Dive Brief:
- New York’s grid is at an “inflection point” as the state deals with an aging generation fleet and increasing difficulty in deploying dispatchable resources amid rapid load growth, foreshadowing “profound reliability challenges,” the New York Independent System Operator said in its 2025 to 2034 Comprehensive Reliability Plan.
- The report released Friday doesn’t identify any actionable reliability needs, but “this outcome should not be mistaken for long-term system adequacy,” NYISO said, and suggested altering its procedures for identifying reliability needs.

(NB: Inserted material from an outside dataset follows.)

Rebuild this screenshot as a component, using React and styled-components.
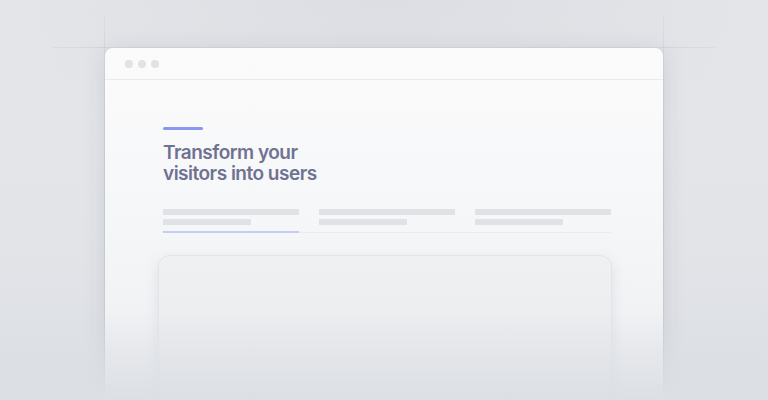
import React from 'react';
import styled, { createGlobalStyle } from 'styled-components';

const GlobalStyle = createGlobalStyle`
    html, body {
        margin: 0;
        padding: 0;
        background: #e2e4e9;
    }
    body {
        font-family: Inter, "Noto Sans", sans-serif;
    }
`;

const Stage = styled.div`
    position: relative;
    width: 768px;
    height: 400px;
    overflow: hidden;
    background: radial-gradient(ellipse 420px 160px at 384px 0px, #dcdee3 0%, rgba(220,222,227,0) 100%),
        linear-gradient(180deg, #e4e6ea 0%, #e2e4e8 60%, #dcdfe4 100%);
    padding-top: 48px;
    box-sizing: border-box;
`;

const GuideV = styled.div`
    position: absolute;
    top: 17px;
    bottom: 0;
    left: ${p => p.x}px;
    width: 1px;
    background: linear-gradient(180deg, rgba(190,193,200,0.2) 0%, rgba(190,193,200,0.9) 40%, rgba(190,193,200,0.6) 100%);
`;

const GuideH = styled.div`
    position: absolute;
    top: 47px;
    left: 52px;
    width: 664px;
    height: 1px;
    background: linear-gradient(90deg, rgba(200,203,209,0.3) 0%, #d0d2d8 12%, #d0d2d8 88%, rgba(200,203,209,0.3) 100%);
`;

const Window = styled.div`
    position: relative;
    margin-left: 105px;
    width: 558px;
    height: 400px;
    border-radius: 8px 8px 0 0;
    background: linear-gradient(180deg, #fbfbfc 0%, #f6f7f8 40%, #eceef1 90%);
    box-shadow: 0 0 0 1px rgba(210,212,218,0.5), 0 4px 22px rgba(120,125,140,0.22);
`;

const TitleBar = styled.div`
    display: flex;
    align-items: center;
    gap: 5px;
    height: 31px;
    padding-left: 20px;
    border-bottom: 1px solid #eaebee;
`;

const Dot = styled.span`
    width: 8px;
    height: 8px;
    border-radius: 50%;
    background: #e1e2e6;
`;

const Content = styled.div`
    padding: 47px 52px 0 58px;
`;

const Accent = styled.div`
    width: 40px;
    height: 3px;
    border-radius: 2px;
    background: #8a96ef;
`;

const Title = styled.h1`
    margin: 12px 0 0;
    font-size: 19px;
    line-height: 21px;
    font-weight: 600;
    letter-spacing: -0.5px;
    color: #707292;
`;

const TitleLine = styled.span`
    display: block;
`;

const Tabs = styled.div`
    display: grid;
    grid-template-columns: repeat(3, 136px);
    column-gap: 20px;
    margin-top: 25px;
    border-bottom: 1px solid #eaebee;
    width: 448px;
`;

const Tab = styled.div`
    display: flex;
    flex-direction: column;
    gap: 4px;
    padding-bottom: 6px;
    margin-bottom: -1px;
    border-bottom: 2px solid ${p => (p.active ? '#c6ccf3' : 'transparent')};
`;

const Line = styled.div`
    height: 6px;
    width: ${p => p.w}px;
    background: #e1e2e6;
`;

const Card = styled.div`
    margin: 22px 0 0 -5px;
    width: 452px;
    height: 200px;
    border-radius: 12px;
    border: 1px solid #e2e4e8;
    background: linear-gradient(180deg, #eff0f2 0%, #e6e8eb 100%);
    box-shadow: 0 4px 14px rgba(140,145,160,0.18);
`;

const Fade = styled.div`
    position: absolute;
    left: 0;
    right: 0;
    bottom: 0;
    height: 90px;
    background: linear-gradient(180deg, rgba(220,223,228,0) 0%, rgba(220,223,228,0.7) 70%, #dcdfe4 100%);
    pointer-events: none;
`;

const tabs = [true, false, false];

export default function App() {
    return (
        <>
            <GlobalStyle />
            <Stage>
                <GuideV x={104} />
                <GuideV x={663} />
                <GuideH />
                <Window>
                    <TitleBar>
                        <Dot />
                        <Dot />
                        <Dot />
                    </TitleBar>
                    <Content>
                        <Accent />
                        <Title>
                            <TitleLine>Transform your</TitleLine>
                            <TitleLine>visitors into users</TitleLine>
                        </Title>
                        <Tabs>
                            {tabs.map((active, i) => (
                                <Tab key={i} active={active}>
                                    <Line w={136} />
                                    <Line w={88} />
                                </Tab>
                            ))}
                        </Tabs>
                        <Card />
                    </Content>
                </Window>
                <Fade />
            </Stage>
        </>
    );
}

- Earthjustice criticized the report in a Friday release, challenging its methodology and objecting to the recommended deployment of additional natural gas resources.
Dive Insight:
In the report, NYISO said that “depending on demand growth and retirement patterns, the system may need several thousand megawatts of new dispatchable generation” over the next 10 years. “The margin for error is extremely narrow, and most plausible futures point to significant reliability shortfalls within the next ten years,” it said.

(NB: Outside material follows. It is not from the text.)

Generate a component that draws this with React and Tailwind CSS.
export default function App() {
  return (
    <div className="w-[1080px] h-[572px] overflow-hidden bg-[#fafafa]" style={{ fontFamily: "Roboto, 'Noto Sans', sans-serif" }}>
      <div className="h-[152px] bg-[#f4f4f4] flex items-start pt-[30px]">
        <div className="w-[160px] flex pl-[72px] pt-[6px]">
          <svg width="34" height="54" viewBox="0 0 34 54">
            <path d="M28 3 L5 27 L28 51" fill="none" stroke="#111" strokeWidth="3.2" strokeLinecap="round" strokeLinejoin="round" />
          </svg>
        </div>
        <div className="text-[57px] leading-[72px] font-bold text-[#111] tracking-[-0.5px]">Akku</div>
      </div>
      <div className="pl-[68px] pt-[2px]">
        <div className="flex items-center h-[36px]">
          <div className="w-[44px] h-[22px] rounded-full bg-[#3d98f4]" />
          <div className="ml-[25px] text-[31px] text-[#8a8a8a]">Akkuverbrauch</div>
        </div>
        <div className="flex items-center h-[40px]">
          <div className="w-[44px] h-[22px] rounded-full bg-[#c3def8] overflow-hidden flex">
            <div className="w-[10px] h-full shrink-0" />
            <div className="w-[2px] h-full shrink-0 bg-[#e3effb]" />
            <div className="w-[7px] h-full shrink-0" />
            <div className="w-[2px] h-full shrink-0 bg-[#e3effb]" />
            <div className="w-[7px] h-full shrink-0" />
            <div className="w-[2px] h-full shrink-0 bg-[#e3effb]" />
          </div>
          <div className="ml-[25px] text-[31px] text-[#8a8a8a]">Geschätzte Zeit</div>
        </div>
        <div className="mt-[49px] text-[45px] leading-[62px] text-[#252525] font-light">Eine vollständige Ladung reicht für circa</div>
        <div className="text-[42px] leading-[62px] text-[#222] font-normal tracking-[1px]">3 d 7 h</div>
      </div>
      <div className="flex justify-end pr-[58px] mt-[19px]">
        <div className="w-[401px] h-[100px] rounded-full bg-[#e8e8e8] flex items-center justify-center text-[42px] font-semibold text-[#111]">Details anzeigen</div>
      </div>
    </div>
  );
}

NYISO recommended accelerating the entry of solar, wind and storage resources already in the pipeline, preserving or replacing critical dispatchable capability like the New York Power Authority’s small gas plants and adding additional firm capacity.
“Planning and investment must begin now,” NYISO said. “Long lead times for permitting, equipment procurement, and construction mean that decisions made today will determine whether the system can meet reliability standards by the next decade.”
The Independent Power Producers of New York praised the report in a Friday release, saying it contained “honest and robust findings.” IPPNY president and CEO Gavin Donohue said the report “reiterates the State’s realization that ALL resources are needed to meet the once-in-a-generation economic growth set for New York.”
The report concludes that NYISO should “account for a wider range of plausible outcomes in reliability planning” and adopt new scenario planning concepts into its “formal procedures for determining actionable Reliability Needs.”
These concepts include evaluating a wider range of potential risks like project delays “rather than relying solely on a deterministic base case,” incorporating the probability of aging generation or catastrophic failures and using a range of plausible demand forecasts.
The latter would “[account] for economic trends, electrification, demand-side policy adoption, and technology-driven behavior changes,” NYISO said.
Earthjustice’s release argued that “there are diminishing benefits to investing more money into a system that already has adequate resources, and at a certain point New Yorkers could be asked to spend more for basically no benefit.”
Earthjustice pointed to comments on the CRP made by NYISO’s market monitoring unit, which state that the “capacity market is not currently designed to provide adequate long-term prices if the planning framework consistently ensures large capacity surpluses” and that “making the market compatible with such an approach would require changes to market parameters and/or design elements.”
The MMU noted that changes to the ICAP demand curve “could be used to offset the expected surpluses produced by the planning process. However, this would result in a market designed to inefficiently retain more capacity than is needed to satisfy reliability criteria at great cost to ratepayers.”
“Hence, it is important to carefully consider the level of conservatism that is appropriate for declaring Reliability Needs before such market changes become necessary,” the MMU said.
NYISO’s report concluded that “given the confluence of factors that the system faces, enhancements to the NYISO’s reliability planning processes are essential and must be undertaken now” and said it will “discuss the recommendations listed above with stakeholders prior to the start of the 2026 cycle of the Reliability Planning Process.”
Some of these recommendations might require changes to the “Reliability Planning Process Manual, the Open Access Transmission Tariff, and coordination with the New York State agencies and the New York State Reliability Council,” NYISO said.